§ PROMPT: Give the number of lines in the listing that hold the word "this". Write nothing but that number.

Start GIVEN RECORDS

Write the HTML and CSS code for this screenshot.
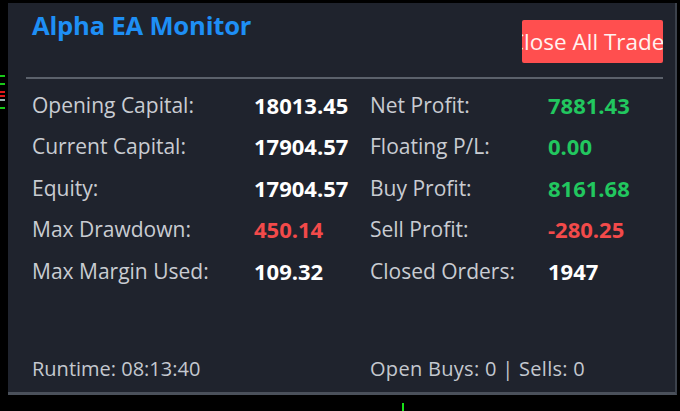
FILE: index.html
```html
<!DOCTYPE html>
<html>
<head>
<meta charset="utf-8">
<link rel="stylesheet" href="styles.css">
</head>
<body>
<div class="chart">
  <div class="ticks">
    <span class="tick g"></span>
    <span class="tick g"></span>
    <span class="tick r"></span>
    <span class="tick r"></span>
    <span class="tick w"></span>
    <span class="tick g"></span>
  </div>
  <div class="panel">
    <div class="header">
      <div class="title">Alpha EA Monitor</div>
      <div class="btn"><span>Close All Trades</span></div>
    </div>
    <div class="sep"></div>
    <div class="grid">
      <div class="lbl">Opening Capital:</div><div class="val">18013.45</div>
      <div class="lbl">Net Profit:</div><div class="val green">7881.43</div>
      <div class="lbl">Current Capital:</div><div class="val">17904.57</div>
      <div class="lbl">Floating P/L:</div><div class="val green">0.00</div>
      <div class="lbl">Equity:</div><div class="val">17904.57</div>
      <div class="lbl">Buy Profit:</div><div class="val green">8161.68</div>
      <div class="lbl">Max Drawdown:</div><div class="val red">450.14</div>
      <div class="lbl">Sell Profit:</div><div class="val red">-280.25</div>
      <div class="lbl">Max Margin Used:</div><div class="val">109.32</div>
      <div class="lbl">Closed Orders:</div><div class="val">1947</div>
    </div>
    <div class="footer">
      <div class="foot1">Runtime: 08:13:40</div>
      <div class="foot2">Open Buys: 0 | Sells: 0</div>
    </div>
  </div>
  <span class="btick"></span>
</div>
</body>
</html>
```
FILE: styles.css
```css
html, body {
  margin: 0;
  padding: 0;
  background: #000;
  width: 680px;
  height: 411px;
  overflow: hidden;
}
.chart {
  position: relative;
  width: 680px;
  height: 411px;
  padding-top: 3px;
  padding-left: 8px;
  box-sizing: border-box;
  font-family: "Open Sans", "DejaVu Sans", sans-serif;
}
.ticks {
  position: absolute;
  left: 0;
  top: 75px;
  width: 5px;
}
.tick {
  display: block;
  height: 2px;
  width: 5px;
  margin-bottom: 6px;
}
.tick.g { background: #18c918; }
.tick.r { background: #e01818; margin-bottom: 2px; }
.tick.w { background: #9aa; }
.btick {
  position: absolute;
  left: 402px;
  top: 403px;
  width: 2px;
  height: 8px;
  background: #18e018;
}
.panel {
  width: 669px;
  height: 392px;
  box-sizing: border-box;
  background: #1f232d;
  border-right: 2px solid #3c424c;
  border-bottom: 3px solid #4a505a;
  padding: 0 12px 0 18px;
  display: flex;
  flex-direction: column;
}
.header {
  display: flex;
  justify-content: space-between;
  align-items: flex-start;
  height: 74px;
  padding-left: 6px;
}
.title {
  color: #1e8ff5;
  font-weight: 700;
  font-size: 25.6px;
  line-height: 35px;
  margin-top: 5px;
  letter-spacing: -0.2px;
}
.btn {
  margin-top: 17px;
  width: 141px;
  height: 43px;
  background: #ff4f4f;
  border-radius: 2px;
  overflow: hidden;
  display: flex;
  justify-content: center;
  align-items: center;
}
.btn span {
  color: #fff2f0;
  font-size: 22.5px;
  white-space: nowrap;
}
.sep {
  height: 2px;
  background: #5b616b;
  margin-left: 0;
}
.grid {
  display: grid;
  grid-template-columns: 222px 116px 178px 1fr;
  grid-auto-rows: 41.5px;
  align-items: center;
  padding-left: 6px;
  padding-top: 5px;
}
.lbl {
  color: #c9ccd2;
  font-size: 21px;
}
.val {
  color: #ffffff;
  font-weight: 700;
  font-size: 22px;
}
.val.green { color: #22c75f; }
.val.red { color: #f24a4a; }
.footer {
  margin-top: auto;
  margin-bottom: 10px;
  display: flex;
  padding-left: 6px;
  color: #c4c8cf;
  font-size: 20px;
  line-height: 27px;
}
.foot1 { width: 338px; }
.foot2 { letter-spacing: 0.3px; }
```
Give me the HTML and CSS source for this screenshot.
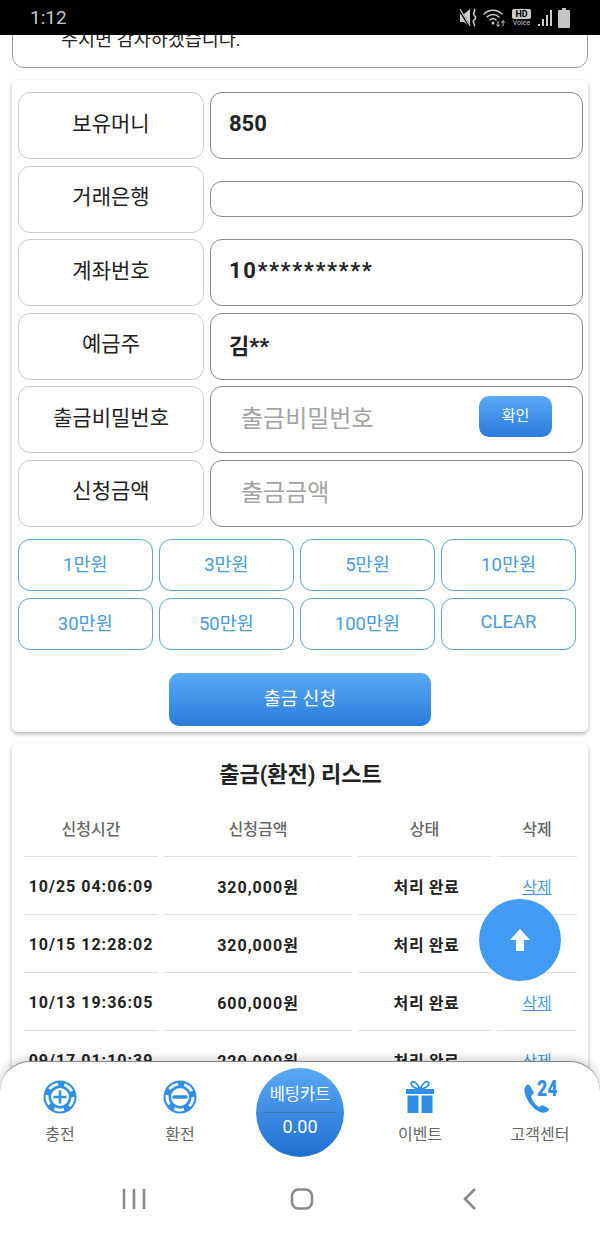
FILE: index.html
```html
<!DOCTYPE html>
<html lang="ko">
<head>
    <meta charset="UTF-8">
    <meta name="viewport" content="width=device-width, initial-scale=1.0">
    <title>출금 신청</title>
    <link rel="stylesheet" href="styles.css">
</head>
<body>
<div class="screen">

    <div class="status-bar">
        <span class="clock">1:12</span>
        <div class="status-icons">
            <svg width="19" height="20" viewBox="0 0 19 20">
                <path d="M1 6h4l6-5v18l-6-5H1z" fill="#ccc"/>
                <path d="M0 1l11 18" stroke="#000" stroke-width="2.400"/>
                <path d="M1 1l10 17" stroke="#ccc" stroke-width="1.200"/>
                <path d="M15 1c2.500 2-2 4 0 6s2.500 3 0 5 2 4 0 6" fill="none" stroke="#ccc" stroke-width="1.600"/>
            </svg>
            <svg width="23" height="20" viewBox="0 0 23 20">
                <g fill="none" stroke="#ccc" stroke-width="1.400" stroke-linecap="round">
                    <path d="M1 6c5-5 13-5 18 0"/>
                    <path d="M4 9c3.500-3.400 8.500-3.400 12 0"/>
                    <path d="M7 12c2-2 4-2 6 0"/>
                </g>
                <circle cx="10" cy="15" r="1.500" fill="#ccc"/>
                <path d="M15 13v5M13.500 16.500l1.500 2 1.500-2M20 18v-5M18.500 14.500l1.500-2 1.500 2" fill="none" stroke="#ccc" stroke-width="1"/>
            </svg>
            <div class="hd-voice">
                <span class="hd">HD</span>
                <span class="voice">Voice</span>
            </div>
            <svg width="16" height="18" viewBox="0 0 16 18">
                <rect x="1" y="15" width="2" height="2" fill="#ccc"/>
                <rect x="5" y="10" width="2" height="7" fill="#ccc"/>
                <rect x="9" y="6" width="2" height="11" fill="#ccc"/>
                <rect x="13" y="1" width="2" height="16" fill="#ccc"/>
            </svg>
            <svg width="12" height="20" viewBox="0 0 12 20">
                <path d="M4 0h4v2h3a1 1 0 0 1 1 1v16a1 1 0 0 1-1 1H1a1 1 0 0 1-1-1V3a1 1 0 0 1 1-1h3z" fill="#c4c4c4"/>
            </svg>
        </div>
    </div>

    <div class="content">
        <div class="notice">
            <p>주시면 감사하겠습니다.</p>
        </div>

        <div class="card form-card">
            <div class="form-grid">
                <div class="label">보유머니</div>
                <div class="field value">850</div>
                <div class="label">거래은행</div>
                <div class="field short"></div>
                <div class="label">계좌번호</div>
                <div class="field value masked">10**********</div>
                <div class="label">예금주</div>
                <div class="field value">김**</div>
                <div class="label">출금비밀번호</div>
                <div class="field placeholder">
                    출금비밀번호
                    <button class="btn-confirm">확인</button>
                </div>
                <div class="label">신청금액</div>
                <div class="field placeholder">출금금액</div>
            </div>

            <div class="amount-grid">
                <button class="amount">1만원</button>
                <button class="amount">3만원</button>
                <button class="amount">5만원</button>
                <button class="amount">10만원</button>
                <button class="amount">30만원</button>
                <button class="amount">50만원</button>
                <button class="amount">100만원</button>
                <button class="amount">CLEAR</button>
            </div>

            <button class="btn-submit">출금 신청</button>
        </div>

        <div class="card list-card">
            <h2>출금(환전) 리스트</h2>
            <table>
                <colgroup>
                    <col class="col-time">
                    <col class="col-money">
                    <col class="col-state">
                    <col class="col-del">
                </colgroup>
                <thead>
                    <tr><th>신청시간</th><th>신청금액</th><th>상태</th><th>삭제</th></tr>
                </thead>
                <tbody>
                    <tr><td>10/25 04:06:09</td><td>320,000원</td><td class="state">처리 완료</td><td><a href="#">삭제</a></td></tr>
                    <tr><td>10/15 12:28:02</td><td>320,000원</td><td class="state">처리 완료</td><td><a href="#">삭제</a></td></tr>
                    <tr><td>10/13 19:36:05</td><td>600,000원</td><td class="state">처리 완료</td><td><a href="#">삭제</a></td></tr>
                    <tr><td>09/17 01:10:39</td><td>220,000원</td><td class="state">처리 완료</td><td><a href="#">삭제</a></td></tr>
                </tbody>
            </table>
        </div>
    </div>

    <button class="scroll-top">
        <svg width="22" height="24" viewBox="0 0 22 24"><path d="M11 1l10 11h-6v11H7V12H1z" fill="#fff"/></svg>
    </button>

    <div class="bottom-nav">
        <div class="tabs">
            <div class="tab">
                <svg width="34" height="34" viewBox="0 0 34 34">
                    <circle cx="17" cy="17" r="16.500" fill="#2f8fe6"/>
                    <circle cx="17" cy="17" r="13" fill="none" stroke="#fff" stroke-width="3" stroke-dasharray="10 6.300"/>
                    <circle cx="17" cy="17" r="10" fill="#fff" stroke="#2f8fe6" stroke-width="2"/>
                    <path d="M17 10.500v13M10.500 17h13" stroke="#2f8fe6" stroke-width="2.600"/>
                </svg>
                <span>충전</span>
            </div>
            <div class="tab">
                <svg width="34" height="34" viewBox="0 0 34 34">
                    <circle cx="17" cy="17" r="16.500" fill="#2f8fe6"/>
                    <circle cx="17" cy="17" r="13" fill="none" stroke="#fff" stroke-width="3" stroke-dasharray="10 6.300"/>
                    <circle cx="17" cy="17" r="10" fill="#fff" stroke="#2f8fe6" stroke-width="2"/>
                    <path d="M11 17h12" stroke="#2f8fe6" stroke-width="3.400" stroke-linecap="round"/>
                </svg>
                <span>환전</span>
            </div>
            <div class="tab tab-cart">
                <div class="cart">
                    <span class="cart-title">베팅카트</span>
                    <span class="cart-value">0.00</span>
                </div>
            </div>
            <div class="tab">
                <svg width="30" height="34" viewBox="0 0 30 34">
                    <path d="M15 9C12 3 9 1 7 2s-1 6 8 7zM15 9c3-6 6-8 8-7s1 6-8 7z" fill="none" stroke="#2f8fe6" stroke-width="1.800"/>
                    <rect x="1" y="9" width="28" height="5" fill="#2f8fe6"/>
                    <rect x="2.500" y="15.500" width="11" height="17.500" fill="#2f8fe6"/>
                    <rect x="16.500" y="15.500" width="11" height="17.500" fill="#2f8fe6"/>
                </svg>
                <span>이벤트</span>
            </div>
            <div class="tab">
                <div class="phone-icon">
                    <svg width="34" height="34" viewBox="0 0 34 34">
                        <path d="M3 6c-2 2-2 5-1 8 2 7 8 15 15 18 3 1 6 1 8-1 1-1 1-2 0-3l-4-2c-1-1-2-1-3 0l-2 1c-4-2-7-7-8-11l2-2c1-1 1-2 0-3L7 6C6 4 4 4 3 6z" fill="#2f8fe6"/>
                    </svg>
                    <b class="phone-24">24</b>
                </div>
                <span>고객센터</span>
            </div>
        </div>
        <div class="system-nav">
            <svg width="24" height="22" viewBox="0 0 24 22"><path d="M2 1v20M12 1v20M22 1v20" stroke="#8a8a8a" stroke-width="2.600"/></svg>
            <svg class="home" width="24" height="22" viewBox="0 0 24 22"><rect x="2" y="1.500" width="20" height="19" rx="6.500" fill="none" stroke="#8a8a8a" stroke-width="2.600"/></svg>
            <svg width="16" height="24" viewBox="0 0 16 24"><path d="M13 2L3 12l10 10" fill="none" stroke="#8a8a8a" stroke-width="2.600"/></svg>
        </div>
    </div>
</div>
</body>
</html>
```
FILE: styles.css
```css
* {
    box-sizing: border-box;
}
body {
    margin: 0;
    font-family: Roboto, "Noto Sans CJK KR", sans-serif;
    background-color: #fff;
    color: #222;
}
button {
    font-family: inherit;
    cursor: pointer;
}
.screen {
    position: relative;
    display: flex;
    flex-direction: column;
    height: 1233px;
    overflow: hidden;
}

/* status bar */
.status-bar {
    flex: none;
    display: flex;
    justify-content: space-between;
    align-items: center;
    height: 35px;
    padding: 0 30px 0 30px;
    background-color: #000;
    color: #c8c8c8;
}
.clock {
    font-size: 19px;
}
.status-icons {
    display: flex;
    align-items: center;
    gap: 5px;
}
.hd-voice {
    display: flex;
    flex-direction: column;
    align-items: center;
    width: 21px;
}
.hd {
    width: 19px;
    height: 10px;
    border-radius: 2px;
    background-color: #c8c8c8;
    color: #000;
    font-size: 9px;
    font-weight: 700;
    line-height: 10px;
    text-align: center;
}
.voice {
    font-size: 7px;
    line-height: 8px;
}

/* page */
.content {
    flex: 1;
    overflow: hidden;
    padding: 0 12px;
}
.notice {
    height: 58px;
    margin-top: -25px;
    padding: 16px 0 0 48px;
    border: 1px solid #999;
    border-radius: 12px;
}
.notice p {
    margin: 0;
    font-size: 18.500px;
    line-height: 26px;
}
.card {
    background-color: #fff;
    border-radius: 6px;
    box-shadow: 0 2px 4px rgba(0, 0, 0, 0.3);
}
.form-card {
    margin-top: 12px;
    padding: 12px 5px 6px 6px;
}
.form-grid {
    display: grid;
    grid-template-columns: 186px 373px;
    grid-auto-rows: 67px;
    gap: 6.6px 6px;
    align-items: center;
}
.label {
    display: flex;
    justify-content: center;
    align-items: center;
    height: 100%;
    border: 1px solid #ccc;
    border-radius: 12px;
    font-size: 21px;
    padding-bottom: 8px;
}
.field {
    display: flex;
    justify-content: space-between;
    align-items: center;
    height: 100%;
    border: 1px solid #888;
    border-radius: 12px;
    padding: 0 30px 4px 18px;
}
.field.short {
    height: 36px;
    padding: 0;
}
.value {
    font-size: 22px;
    font-weight: 700;
}
.masked {
    letter-spacing: 1.600px;
}
.placeholder {
    padding-left: 30px;
    padding-bottom: 6px;
    color: #a3a3a3;
    font-size: 24px;
}
.btn-confirm {
    width: 73px;
    height: 41px;
    padding: 0 0 4px;
    border: none;
    border-radius: 10px;
    background: linear-gradient(#5aa9f5, #2a7cdc);
    color: #fff;
    font-size: 15px;
}
.amount-grid {
    display: grid;
    grid-template-columns: repeat(4, 134.500px);
    grid-auto-rows: 52px;
    gap: 7px 6.600px;
    margin-top: 12px;
}
.amount {
    padding: 0 0 4px;
    border: 1px solid #5ba4dc;
    border-radius: 12px;
    background-color: #fff;
    color: #4a9bdc;
    font-size: 18.500px;
}
.btn-submit {
    display: block;
    width: 262px;
    height: 53px;
    margin: 23px 0 0 151px;
    padding: 0 0 4px;
    border: none;
    border-radius: 10px;
    background: linear-gradient(#5aa9f5, #2a7cdc);
    color: #fff;
    font-size: 18.500px;
}

/* withdraw list */
.list-card {
    margin-top: 11px;
    padding: 0 5px 0 6px;
}
.list-card h2 {
    margin: 0;
    padding-top: 17px;
    font-size: 22px;
    font-weight: 700;
    line-height: 30px;
    text-align: center;
}
table {
    width: 565px;
    border-collapse: separate;
    border-spacing: 6px 0;
    table-layout: fixed;
    margin-top: 11px;
}
.col-time {
    width: 134px;
}
.col-money {
    width: 188px;
}
.col-state {
    width: 133px;
}
.col-del {
    width: 80px;
}
th {
    height: 56px;
    border-bottom: 1px solid #e2e2e2;
    color: #666;
    font-size: 16px;
    font-weight: 500;
    padding: 0;
}
td {
    height: 58px;
    border-bottom: 1px solid #e2e2e2;
    font-size: 16px;
    font-weight: 700;
    letter-spacing: 1px;
    text-align: center;
    white-space: nowrap;
    padding: 2px 0 0;
}
td.state {
    padding-left: 4px;
    letter-spacing: 0.6px;
}
td a {
    color: #4a9bdc;
    font-weight: 400;
    letter-spacing: 0;
}

/* floating things */
.scroll-top {
    position: absolute;
    left: 479px;
    top: 899px;
    display: flex;
    justify-content: center;
    align-items: center;
    width: 82px;
    height: 82px;
    border: none;
    border-radius: 50%;
    background-color: #429bf4;
}
.bottom-nav {
    position: absolute;
    left: 0;
    right: 0;
    bottom: 0;
    height: 172px;
    border-top: 1px solid #888;
    border-radius: 30px 30px 0 0;
    background-color: #fff;
    box-shadow: 0 -2px 10px rgba(0, 0, 0, 0.2);
}
.tabs {
    display: grid;
    grid-template-columns: repeat(5, 120px);
    height: 100px;
}
.tab {
    display: flex;
    flex-direction: column;
    align-items: center;
    padding-top: 18px;
    gap: 7px;
    color: #666;
    font-size: 16px;
}
.tab svg {
    flex: none;
    display: block;
}
.tab-cart {
    padding-top: 6px;
}
.cart {
    display: flex;
    flex-direction: column;
    align-items: center;
    width: 88px;
    height: 89px;
    border-radius: 50%;
    background: linear-gradient(#5aa9f5, #1f6fd0);
    color: #fff;
}
.cart-title {
    width: 74px;
    margin-top: 15px;
    padding-bottom: 5px;
    border-bottom: 1px solid rgba(80, 80, 80, 0.4);
    font-size: 16.500px;
    line-height: 24px;
    text-align: center;
}
.cart-value {
    font-size: 18px;
    line-height: 28px;
}
.phone-icon {
    position: relative;
    width: 34px;
    height: 34px;
}
.phone-24 {
    position: absolute;
    right: -1px;
    top: -1px;
    color: #2f8fe6;
    font-size: 22px;
    font-weight: 900;
    line-height: 20px;
    transform: scaleX(0.8);
    transform-origin: right top;
}
.system-nav {
    display: flex;
    justify-content: space-between;
    align-items: center;
    height: 34px;
    margin-top: 20px;
    padding: 0 122px;
}
.home {
    margin-right: 4px;
}
```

End GIVEN RECORDS

§ FINISHED ANSWER: 2